The point is, I wouldn’t have learned any of this had I not let myself create bad art, make mistakes along the way, and experiment. And by accepting that my painting was “fixed” and I couldn’t go back and press undo, I embraced the imperfections that came naturally. Now, I have come to appreciate seeing the artist’s hand in any piece of work: what seems like a mistake to the artist can actually add character to a piece that makes it feel more special and unique.

falling in love with the process all over again

Perhaps the most valuable outcome of my return to traditional painting, however, was falling in love with the creative process: the quieting of the mind and overwhelming peace I feel when I'm working with my hands and putting pen to paper.

That state of flow is why I've always loved art and why I've been able to create for hours on end without getting distracted or bored. It’s a feeling that lets you know "this is what I’m meant to do” and I’m so grateful that I was able to find my way back to that again.

Paintings of iris, primrose, and daffodils scattered around a wooden desk with paintbrushes and a paint palette

finding a balance

I have gained so much knowledge through digital art, so I am now in a place where I can reintegrate some of it back into my practice. After I got comfortable and gained confidence in painting traditionally, I started to use digital platforms again to edit my paintings and set them up for printing.

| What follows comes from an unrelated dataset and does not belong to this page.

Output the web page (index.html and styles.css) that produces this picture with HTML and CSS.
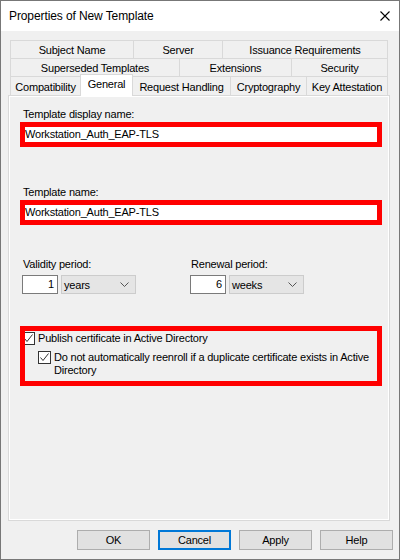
FILE: index.html
```html
<!DOCTYPE html>
<html lang="en">
<head>
  <meta charset="UTF-8">
  <title>Properties of New Template</title>
  <link rel="stylesheet" href="styles.css">
</head>
<body>

  <div class="window">
    <div class="titlebar">
      <span class="title">Properties of New Template</span>
      <svg class="close" width="10" height="10" viewBox="0 0 10 10">
        <path d="M0.5 0.5 L9.5 9.5 M9.5 0.5 L0.5 9.5" stroke="#000" stroke-width="1.1" fill="none"/>
      </svg>
    </div>

    <div class="main">
      <div class="tabs">
        <div class="tab-row row1">
          <div class="tab">Subject Name</div>
          <div class="tab">Server</div>
          <div class="tab">Issuance Requirements</div>
        </div>
        <div class="tab-row row2">
          <div class="tab">Superseded Templates</div>
          <div class="tab">Extensions</div>
          <div class="tab">Security</div>
        </div>
        <div class="tab-row row3">
          <div class="tab">Compatibility</div>
          <div class="tab active">General</div>
          <div class="tab">Request Handling</div>
          <div class="tab">Cryptography</div>
          <div class="tab">Key Attestation</div>
        </div>
      </div>

      <div class="panel">
        <label class="label">Template display name:</label>
        <div class="field">Workstation_Auth_EAP-TLS</div>

        <label class="label label-gap">Template name:</label>
        <div class="field">Workstation_Auth_EAP-TLS</div>

        <div class="periods">
          <div class="period">
            <div class="label">Validity period:</div>
            <div class="period-inputs">
              <div class="num">1</div>
              <div class="select">
                <span>years</span>
                <svg width="9" height="5" viewBox="0 0 9 5"><path d="M0.5 0.5 L4.5 4.5 L8.5 0.5" stroke="#555" fill="none"/></svg>
              </div>
            </div>
          </div>
          <div class="period">
            <div class="label">Renewal period:</div>
            <div class="period-inputs">
              <div class="num">6</div>
              <div class="select">
                <span>weeks</span>
                <svg width="9" height="5" viewBox="0 0 9 5"><path d="M0.5 0.5 L4.5 4.5 L8.5 0.5" stroke="#555" fill="none"/></svg>
              </div>
            </div>
          </div>
        </div>

        <div class="check-group">
          <div class="check-row">
            <span class="box"><svg width="11" height="11" viewBox="0 0 11 11"><path d="M1.5 5.5 L4 8.5 L9.5 1.5" stroke="#333" stroke-width="1" fill="none"/></svg></span>
            <span>Publish certificate in Active Directory</span>
          </div>
          <div class="check-row sub">
            <span class="box"><svg width="11" height="11" viewBox="0 0 11 11"><path d="M1.5 5.5 L4 8.5 L9.5 1.5" stroke="#333" stroke-width="1" fill="none"/></svg></span>
            <span class="check-text">Do not automatically reenroll if a duplicate certificate exists in Active Directory</span>
          </div>
        </div>
      </div>
    </div>

    <div class="buttons">
      <button class="btn">OK</button>
      <button class="btn default">Cancel</button>
      <button class="btn">Apply</button>
      <button class="btn">Help</button>
    </div>
  </div>

</body>
</html>
```

FILE: styles.css
```css
* {
  box-sizing: border-box;
}
body {
  margin: 0;
  font-family: "Liberation Sans", Arial, sans-serif;
  font-size: 11px;
  letter-spacing: -0.2px;
  color: #000;
}
.window {
  width: 400px;
  height: 560px;
  border: 1px solid #777;
  background: #f0f0f0;
  display: flex;
  flex-direction: column;
}
.titlebar {
  height: 30px;
  background: #fff;
  display: flex;
  align-items: center;
  justify-content: space-between;
  padding: 0 9px 0 8px;
}
.title {
  font-size: 12px;
  letter-spacing: -0.1px;
}
.main {
  padding: 9px 8px 0 7px;
}
.tabs {
  margin-left: 2px;
  width: 378px;
}
.tab-row {
  display: grid;
  height: 18px;
}
.row1 {
  grid-template-columns: 123px 89px 166px;
}
.row2 {
  grid-template-columns: 169px 112px 97px;
}
.row3 {
  grid-template-columns: 70px 53px 97px 76px 82px;
  height: 19px;
}
.tab {
  border-top: 1px solid #d9d9d9;
  border-left: 1px solid #d9d9d9;
  display: flex;
  align-items: center;
  justify-content: center;
  padding-top: 1px;
  white-space: nowrap;
}
.tab:last-child {
  border-right: 1px solid #d9d9d9;
}
.row3 .tab {
  padding-top: 2px;
}
.tab.active {
  background: #fff;
  margin: -2px 0 -1px;
  border-right: 1px solid #d9d9d9;
  padding-top: 0;
  padding-bottom: 3px;
  position: relative;
  z-index: 1;
}
.tab.active + .tab {
  border-left: none;
}
.panel {
  width: 382px;
  height: 426px;
  border: 1px solid #d9d9d9;
  box-shadow: inset 1px 1px 0 #fff, inset -1px -1px 0 #fff;
  padding: 12px 7px 0 11px;
}
.label {
  display: block;
  line-height: 13px;
  margin-left: 3px;
}
.label-gap {
  margin-top: 39px;
}
.field {
  margin-top: 1px;
  height: 25px;
  border: 5px solid #ff0000;
  background: #fff;
  line-height: 15px;
  white-space: nowrap;
}
.periods {
  display: grid;
  grid-template-columns: 168px auto;
  margin: 33px 0 0 2px;
}
.period .label {
  margin-left: 1px;
}
.period-inputs {
  display: flex;
  gap: 3px;
  margin-top: 4px;
}
.num {
  width: 36px;
  height: 19px;
  border: 1px solid #7a7a7a;
  background: #fff;
  text-align: right;
  padding-right: 3px;
  line-height: 17px;
}
.select {
  width: 75px;
  height: 19px;
  background: #e5e5e5;
  border: 1px solid #cccccc;
  display: flex;
  align-items: center;
  justify-content: space-between;
  padding: 0 6px 0 2px;
}
.check-group {
  position: relative;
  margin-top: 32px;
  height: 60px;
  padding: 6px 5px 0 2px;
}
.check-group::after {
  content: "";
  position: absolute;
  top: 0;
  left: 0;
  right: 0;
  bottom: 0;
  border: 5px solid #ff0000;
  pointer-events: none;
}
.check-row {
  display: flex;
  align-items: flex-start;
  gap: 3px;
  line-height: 13px;
}
.check-row.sub {
  margin-top: 6px;
  padding-left: 16px;
}
.box {
  flex: none;
  width: 13px;
  height: 13px;
  border: 1px solid #333;
  background: #fff;
}
.box svg {
  display: block;
}
.check-text {
  width: 320px;
}
.buttons {
  display: flex;
  justify-content: flex-end;
  gap: 8px;
  padding: 9px 6px 0 0;
}
.btn {
  width: 73px;
  height: 20px;
  background: #e1e1e1;
  border: 1px solid #adadad;
  font: inherit;
  letter-spacing: -0.2px;
  color: #000;
  padding: 0;
}
.btn.default {
  border: 2px solid #0078d7;
}
```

By doing this, I can scan in my original works, tweak the colours so they show up crisp and accurate in reproductions, erase a smudge here and there, and create print-ready files without sacrificing the love for the creative process I have found.

I think that a part of me will always wrestle with perfectionist tendencies — and to an extent, striving to be better is healthy, but by finding this balance between traditional and digital painting, I am better able to cultivate a healthy mindset and continuously keep myself in check when I find myself slipping back into those patterns!